Even 5 years back, when the Internet era dawned, all companies had to worry about was how to add this new marketing channel to the existing portfolio, how much to allocate to it and where to advertise. It was still all about advertisements. 

Forward to 2008: 
Then suddenly something happened in the websphere, sites like Youtube became a craze, social networking became a simple way of life for a majority of the population. Web communities became a powerful driving force in many product categories (remember Jeff Jarvis's blog entries on bad Dell customer service that brought the company to its knees forcing them to act).

This is a new era of Marketing, and Marketers used to the old ways of life are not going to be successful here. Again, as is the case with any systemic change, this is also an opportunity.

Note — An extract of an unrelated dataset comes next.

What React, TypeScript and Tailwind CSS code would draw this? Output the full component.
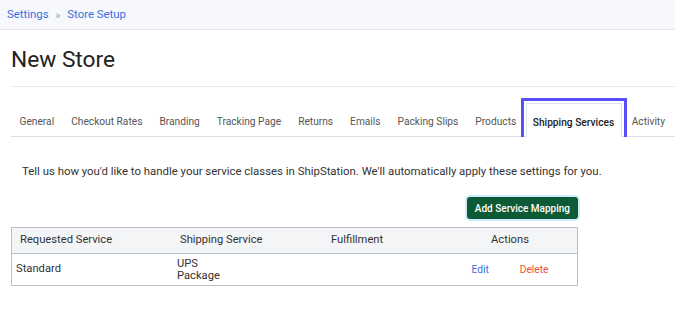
import React from "react";

const tabs = [
  "General",
  "Checkout Rates",
  "Branding",
  "Tracking Page",
  "Returns",
  "Emails",
  "Packing Slips",
  "Products",
  "Shipping Services",
  "Activity",
];

export default function App() {
  return (
    <div className="w-[675px] h-[334px] overflow-hidden bg-white font-['Roboto',sans-serif] text-[#333]">
      {/* Breadcrumb */}
      <div className="h-[30px] bg-[#f6f8fb] border-b border-[#e3e6ea] flex items-center px-[7px] pt-[1px] text-[11.4px] text-[#3b6fdc]">
        <span>Settings</span>
        <span className="mx-[7px] text-[10px] text-[#9aa3ad]">»</span>
        <span>Store Setup</span>
      </div>

      <div className="pl-[11px]">
        <h1 className="h-[57px] border-b border-[#e6e8eb] flex items-center pt-[4px] text-[22.7px] text-[#222] font-normal">
          New Store
        </h1>

        {/* Tabs */}
        <div className="mt-[11px] h-[39px] border-b border-[#dde1e6] flex items-end whitespace-nowrap">
          {tabs.map((t) =>
            t === "Shipping Services" ? (
              <div
                key={t}
                className="relative -mb-px -ml-[4px] -mr-[4px] h-[39px] px-[2px] pt-[2px] border-[3px] border-b-0 border-[#5a4ef6] flex"
              >
                <div className="flex-1 flex items-center pl-[6px] pr-[7px] pt-[5px] bg-white border border-b-0 border-[#dde1e6] text-[10.2px] font-medium text-[#222]">
                  {t}
                </div>
              </div>
            ) : (
              <div
                key={t}
                className="h-[36px] flex items-center px-[8.5px] pt-[7px] text-[10.2px] text-[#555]"
              >
                {t}
              </div>
            )
          )}
        </div>

        <p className="mt-[26px] ml-[11px] text-[11.4px] text-[#333]">
          Tell us how you'd like to handle your service classes in ShipStation. We'll automatically apply these settings for you.
        </p>

        <div className="w-[567px] mt-[17px] flex justify-end">
          <button className="h-[22px] px-[8px] rounded-[3px] bg-[#0d5b36] text-white text-[10px] font-medium ring-2 ring-[#cfeefb]">
            Add Service Mapping
          </button>
        </div>

        {/* Table */}
        <div className="mt-[8px] w-[567px] border border-[#b9c0c8] text-[11.2px]">
          <div className="h-[26px] bg-[#f4f5f7] border-b border-[#b9c0c8] grid grid-cols-[160px_151px_120px_1fr] items-center">
            <div className="pl-[8px]">Requested Service</div>
            <div className="pl-[8px]">Shipping Service</div>
            <div className="pl-[8px]">Fulfillment</div>
            <div className="text-center">Actions</div>
          </div>
          <div className="h-[31px] grid grid-cols-[160px_151px_120px_1fr] items-center">
            <div className="pl-[4px]">Standard</div>
            <div className="pl-[5px] leading-[12px]">
              <div>UPS</div>
              <div>Package</div>
            </div>
            <div></div>
            <div className="flex justify-center gap-[31px] text-[10.2px]">
              <span className="text-[#3b6fdc]">Edit</span>
              <span className="text-[#ef4b3c]">Delete</span>
            </div>
          </div>
        </div>
      </div>
    </div>
  );
}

Companies that re-learn their basics and re-invent themselves will survive while others will perish. Here is a fantastic article that talks about the changes and how companies can do well in the new environment:  

The key takeaways from the article:

1. Consumer attention is the most valuable resource in marketing today, get creative in ways to get their attention and utilize it to the fullest for the fleeeting moment when you have it.

2. Do not fear the "cloud" or online communities, instead getting involved with them and even nurturing them can lead to better product design, quicker customer feedback and in the end, much better customer loyalty. Some companies are directly leveraging such communities in product design, market research and in user-generated advertising content!  

3. Pay special attention to niche communities related to your product categories. "When they're efficiently targeted, they can be highly responsive, lucrative and loyal".

4. The days of insanely successful memes are almost over, instead create intelligent "bemes" that customers will readily accept and share with others. "The best online marketing now takes place among people who know and trust each other".

5. Finally, stop thinking about Internet as an extension to your brick-and-morter operations. Instead think of the online and offline shopping experience as part of the same consumer experience continuum. Rethink the synergies between the two. Build a complete shopping experience, not just a website and a store.